Now, I'm not saying that to make you feel bad or knock you. As I said, this takes experience and it takes just as much experience reading through philosophical texts as it does learning how to be a good woods-person, or berry-picker, or anything along those lines.
One of the key things, one of the advantages that the experienced person has over the beginner is knowing that they have to keep doing work, that there is more to see, that they have to dig in, that they have to make connections, that they have to look at things from different angles. That they have to read the same part of the text multiple times before they're going to get everything that they can out of it. And sometimes you actually have to do the equivalent of pulling up the vine so you can see what else is underneath it.
Oftentimes, what I was doing as I was going out to the wind-rows and picking berries in the heat of the day was taking a break from my philosophical work as a professor. So while I went out there, as I was engaged in this activity for an hour or two of picking berries, these thoughts occurred to me.

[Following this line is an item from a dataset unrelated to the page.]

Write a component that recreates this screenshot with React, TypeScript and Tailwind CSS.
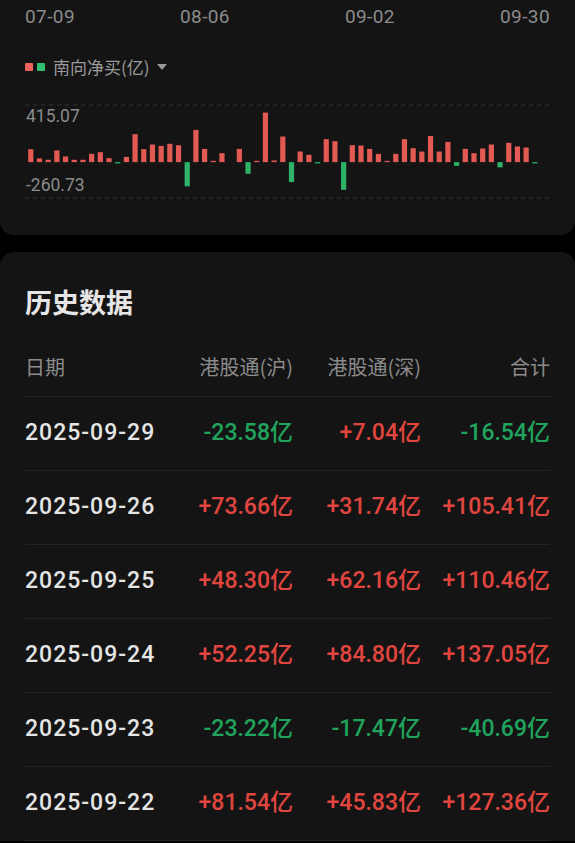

I never wrote them down. I've only mentioned them to a few people. But I thought they would be interesting, useful, perhaps even entertaining to you, my listeners. And if they are indeed helpful, I would love to hear about this.
If this isn't a metaphor that you can relate to easily, you should feel free to come up with analogies or similitudes of your own that help you make progress in studying philosophy and getting out of it everything that you are capable of.